If you currently have, or are considering taking out a mortgage, then you might find yourself wondering how banks are able to offer mortgages. In a lot of cases, it seems that banks just offer loans and mortgages, so how are they able to make money off of these?
Well, as you probably already know, with every loan/mortgage that a bank offers, they are able to make money due to the repayment schedule. The value of the loan/mortgage that you take out will not be identical to the amount that you repay.
This is because you are charged an interest rate upon the money that you borrow. This is how banks make money on mortgages and loans.
But, before you take out a mortgage, you might be wanting to find out exactly how much money the bank will be making on your mortgage. In this guide, we’ll be answering this question, and lots more, so let’s get started.
As we have already established, yes, banks do make a profit on every mortgage that they offer. This is the way that banks have always operated, and it is the only reason that they are able to continue offering loans and mortgages.
Banks create new money with every loan/mortgage that they offer, in fact, this is the type of money that makes around 97% of the world’s wealth. Only a very small percentage (3%) of the world’s wealth is physical cash.
It can be very difficult to understand how this occurs, and this is mainly because banking in general is quite confusing. Banks are able to create new money with every loan that they offer because of the accounting that they use.
When you open your bank account and check your balance, the figure that you see on the screen doesn’t physically exist. There is not a safe deposit box labelled with your name holding the physical value of your bank balance. Instead, this figure is just an accounting entry on the bank’s computer.
The number that you see on the screen is not your own money, instead it is basically an IOU from the bank. If you were to try to take out your entire bank balance, then it is likely that the bank would have to request the funds, because most banks do not have a large amount of money at hand.
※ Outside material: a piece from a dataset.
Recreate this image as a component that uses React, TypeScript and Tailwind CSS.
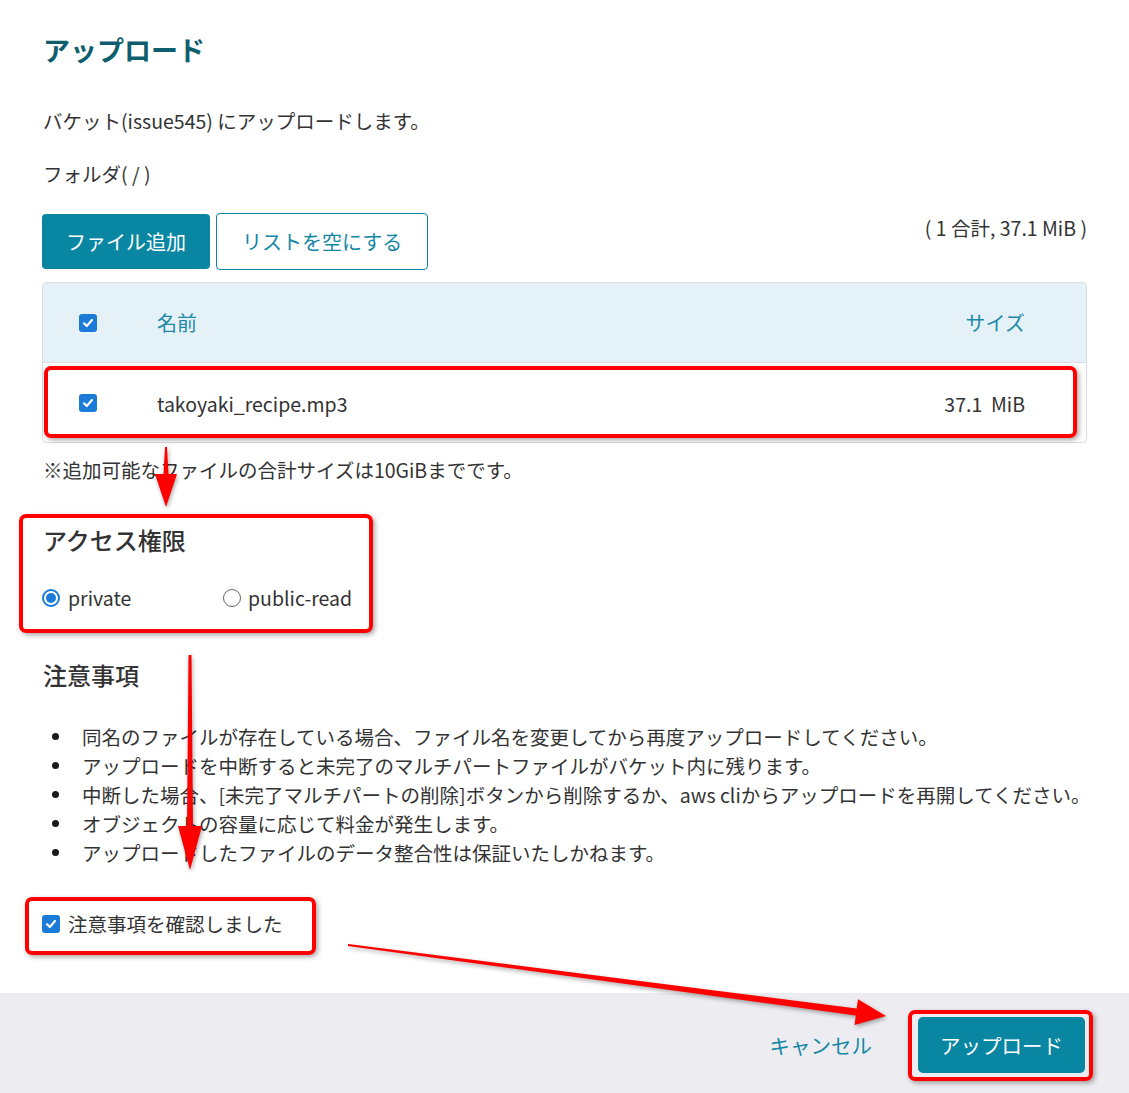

Instead, banks have created a new type of money in the form of these IOUs.
This doesn’t clearly describe how banks are able to make a profit on mortgages, but you have to understand how banks operate to understand how they are able to make a profit. So, now let’s take a look at how banks make money on selling mortgages.
We have briefly touched on how banks are able to make money on selling mortgages, but now let’s take a deeper look at this.
As we have said, banks make money selling mortgages because of the repayment schedules and interest rates that they charge. When you take out a mortgage, you will be charged interest on top of this, either at a fixed or variable rate.
This interest will be calculated before you begin repaying your mortgage, and it will be added to your monthly repayment plan. Over the years, this interest will add up, and you will end up paying considerably more for your mortgage than the value of your home.
It is because of these interest rates that it is so important to do sufficient research before choosing a mortgage. Different lenders will offer different rates, and the length of time that it takes for you to repay your mortgage will impact the amount of interest that you pay too.
Generally speaking, most mortgages are offered with an initial fixed interest rate. In a lot of cases, people will stay with their lender for this fixed rate, and then switch. Due to this, you might expect the amount of money that banks are able to make on mortgages to be limited, but this isn’t the case.
As well as waiting for interest on repayments, there is another way for banks to make money selling mortgages. This is through selling mortgage loans for a commission, as this is a way to free up instant cash. But, how much money does a bank make on a mortgage? Let’s take a look.
Now, let’s answer the question that you have been asking, and take a look at how much money a bank actually makes on a mortgage.
As we have said, their main source of income on mortgages comes from interest rates, so it is impossible for us to give you an exact figure of how much money banks make on mortgages.
But, let’s take a look at some examples.
There are two types of interest rates that will be added to your mortgage repayments. They are the interest rate, and the origination fee. The origination fee will be charged upon completion, and the interest rate will be charged upon the monthly repayments.
The average cost of a house in the USA is around $380,000, so let’s calculate some examples based on this figure.
Origination fees are usually charged at a rate between 0.5 to 1% of the mortgage value. So, on a house valued at $380,000 you would pay $1900 if the origination fee is calculated at 0.5% and $3,800 at a rate of 1%.
The average interest rate on a mortgage in the USA is 3.99% on a 30 year fixed-rate mortgage. When you apply this interest rate to a mortgage of this type for a house with a value of $380,000, you would pay around $270,000 in interest.
So, banks really do make a considerable amount of money on mortgages.
In short, the amount of money that a bank will make upon a mortgage will depend on the interest rate at which that mortgage is taken out. In this guide, we have taken a look at some examples of the amount of money that a bank can make upon mortgages to help you.